> **Stated task**: Copy each line of the data below exactly, leaving out pictures.
---- Supplied information
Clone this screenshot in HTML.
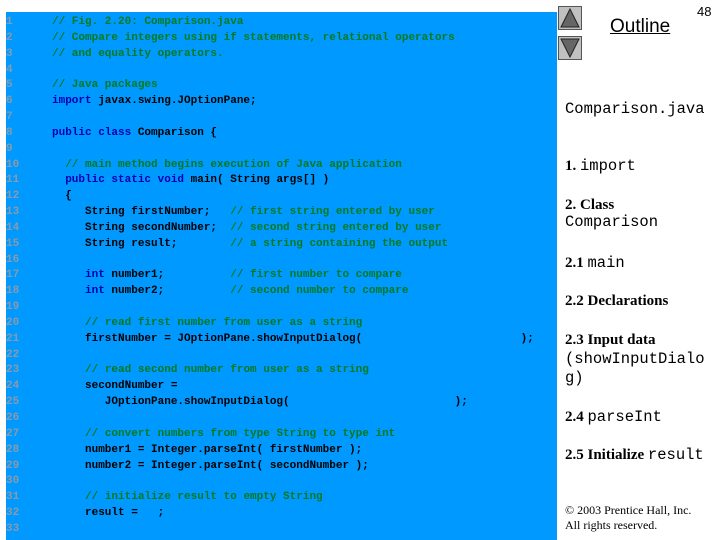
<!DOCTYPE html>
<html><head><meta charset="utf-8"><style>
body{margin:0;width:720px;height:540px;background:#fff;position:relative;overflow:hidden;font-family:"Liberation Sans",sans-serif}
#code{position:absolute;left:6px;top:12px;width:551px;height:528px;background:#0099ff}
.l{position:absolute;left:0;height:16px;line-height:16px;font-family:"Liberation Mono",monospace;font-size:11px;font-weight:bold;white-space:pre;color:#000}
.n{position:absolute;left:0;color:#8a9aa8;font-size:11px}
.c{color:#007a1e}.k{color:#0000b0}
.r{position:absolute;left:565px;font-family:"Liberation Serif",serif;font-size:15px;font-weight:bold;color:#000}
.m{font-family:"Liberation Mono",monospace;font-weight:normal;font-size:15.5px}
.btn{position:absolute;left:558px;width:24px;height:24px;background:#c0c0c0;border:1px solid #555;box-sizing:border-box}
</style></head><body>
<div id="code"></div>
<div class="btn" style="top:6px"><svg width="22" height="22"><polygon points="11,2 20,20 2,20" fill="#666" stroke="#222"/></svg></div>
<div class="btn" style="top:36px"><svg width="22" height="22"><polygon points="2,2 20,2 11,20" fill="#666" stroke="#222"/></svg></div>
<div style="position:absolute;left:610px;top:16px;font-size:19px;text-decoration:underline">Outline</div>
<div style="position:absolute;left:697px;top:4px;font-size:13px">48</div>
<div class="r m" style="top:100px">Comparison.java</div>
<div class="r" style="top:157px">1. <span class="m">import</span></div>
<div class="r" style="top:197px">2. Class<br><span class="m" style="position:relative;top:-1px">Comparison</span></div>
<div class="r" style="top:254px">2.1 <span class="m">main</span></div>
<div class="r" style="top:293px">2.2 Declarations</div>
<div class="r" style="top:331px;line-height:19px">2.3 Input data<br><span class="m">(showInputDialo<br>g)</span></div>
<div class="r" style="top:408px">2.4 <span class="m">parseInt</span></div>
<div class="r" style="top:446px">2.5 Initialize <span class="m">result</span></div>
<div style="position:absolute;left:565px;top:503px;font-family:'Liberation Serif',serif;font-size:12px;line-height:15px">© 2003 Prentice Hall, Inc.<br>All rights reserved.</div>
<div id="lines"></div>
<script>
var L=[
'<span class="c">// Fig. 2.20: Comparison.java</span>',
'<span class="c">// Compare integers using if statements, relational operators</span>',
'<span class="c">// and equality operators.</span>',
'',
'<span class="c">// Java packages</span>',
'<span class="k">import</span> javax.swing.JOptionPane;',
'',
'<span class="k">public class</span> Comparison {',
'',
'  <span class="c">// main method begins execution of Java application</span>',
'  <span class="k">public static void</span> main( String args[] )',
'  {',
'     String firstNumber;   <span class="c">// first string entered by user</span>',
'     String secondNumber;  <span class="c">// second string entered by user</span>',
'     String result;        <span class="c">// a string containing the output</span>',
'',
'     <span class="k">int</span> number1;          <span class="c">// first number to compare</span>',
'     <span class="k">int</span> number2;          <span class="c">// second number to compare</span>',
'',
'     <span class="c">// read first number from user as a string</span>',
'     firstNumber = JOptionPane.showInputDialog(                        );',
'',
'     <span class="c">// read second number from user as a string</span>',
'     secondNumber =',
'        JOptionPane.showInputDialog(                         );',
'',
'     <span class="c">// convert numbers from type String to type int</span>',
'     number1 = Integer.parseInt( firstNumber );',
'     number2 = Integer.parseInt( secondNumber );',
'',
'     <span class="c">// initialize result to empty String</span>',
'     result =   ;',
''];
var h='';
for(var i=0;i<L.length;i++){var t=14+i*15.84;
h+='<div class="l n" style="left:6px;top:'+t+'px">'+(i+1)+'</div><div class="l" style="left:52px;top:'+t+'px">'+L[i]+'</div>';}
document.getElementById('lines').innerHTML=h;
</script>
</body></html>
--------
> **Exercise output**:
Clone this screenshot in HTML.
<!DOCTYPE html>
<html><head><meta charset="utf-8"><style>
body{margin:0;width:720px;height:540px;background:#fff;position:relative;overflow:hidden;font-family:"Liberation Sans",sans-serif}
#code{position:absolute;left:6px;top:12px;width:551px;height:528px;background:#0099ff}
.l{position:absolute;left:0;height:16px;line-height:16px;font-family:"Liberation Mono",monospace;font-size:11px;font-weight:bold;white-space:pre;color:#000}
.n{position:absolute;left:0;color:#8a9aa8;font-size:11px}
.c{color:#007a1e}.k{color:#0000b0}
.r{position:absolute;left:565px;font-family:"Liberation Serif",serif;font-size:15px;font-weight:bold;color:#000}
.m{font-family:"Liberation Mono",monospace;font-weight:normal;font-size:15.5px}
.btn{position:absolute;left:558px;width:24px;height:24px;background:#c0c0c0;border:1px solid #555;box-sizing:border-box}
</style></head><body>
<div id="code"></div>
<div class="btn" style="top:6px"><svg width="22" height="22"><polygon points="11,2 20,20 2,20" fill="#666" stroke="#222"/></svg></div>
<div class="btn" style="top:36px"><svg width="22" height="22"><polygon points="2,2 20,2 11,20" fill="#666" stroke="#222"/></svg></div>
<div style="position:absolute;left:610px;top:16px;font-size:19px;text-decoration:underline">Outline</div>
<div style="position:absolute;left:697px;top:4px;font-size:13px">48</div>
<div class="r m" style="top:100px">Comparison.java</div>
<div class="r" style="top:157px">1. <span class="m">import</span></div>
<div class="r" style="top:197px">2. Class<br><span class="m" style="position:relative;top:-1px">Comparison</span></div>
<div class="r" style="top:254px">2.1 <span class="m">main</span></div>
<div class="r" style="top:293px">2.2 Declarations</div>
<div class="r" style="top:331px;line-height:19px">2.3 Input data<br><span class="m">(showInputDialo<br>g)</span></div>
<div class="r" style="top:408px">2.4 <span class="m">parseInt</span></div>
<div class="r" style="top:446px">2.5 Initialize <span class="m">result</span></div>
<div style="position:absolute;left:565px;top:503px;font-family:'Liberation Serif',serif;font-size:12px;line-height:15px">© 2003 Prentice Hall, Inc.<br>All rights reserved.</div>
<div id="lines"></div>
<script>
var L=[
'<span class="c">// Fig. 2.20: Comparison.java</span>',
'<span class="c">// Compare integers using if statements, relational operators</span>',
'<span class="c">// and equality operators.</span>',
'',
'<span class="c">// Java packages</span>',
'<span class="k">import</span> javax.swing.JOptionPane;',
'',
'<span class="k">public class</span> Comparison {',
'',
'  <span class="c">// main method begins execution of Java application</span>',
'  <span class="k">public static void</span> main( String args[] )',
'  {',
'     String firstNumber;   <span class="c">// first string entered by user</span>',
'     String secondNumber;  <span class="c">// second string entered by user</span>',
'     String result;        <span class="c">// a string containing the output</span>',
'',
'     <span class="k">int</span> number1;          <span class="c">// first number to compare</span>',
'     <span class="k">int</span> number2;          <span class="c">// second number to compare</span>',
'',
'     <span class="c">// read first number from user as a string</span>',
'     firstNumber = JOptionPane.showInputDialog(                        );',
'',
'     <span class="c">// read second number from user as a string</span>',
'     secondNumber =',
'        JOptionPane.showInputDialog(                         );',
'',
'     <span class="c">// convert numbers from type String to type int</span>',
'     number1 = Integer.parseInt( firstNumber );',
'     number2 = Integer.parseInt( secondNumber );',
'',
'     <span class="c">// initialize result to empty String</span>',
'     result =   ;',
''];
var h='';
for(var i=0;i<L.length;i++){var t=14+i*15.84;
h+='<div class="l n" style="left:6px;top:'+t+'px">'+(i+1)+'</div><div class="l" style="left:52px;top:'+t+'px">'+L[i]+'</div>';}
document.getElementById('lines').innerHTML=h;
</script>
</body></html>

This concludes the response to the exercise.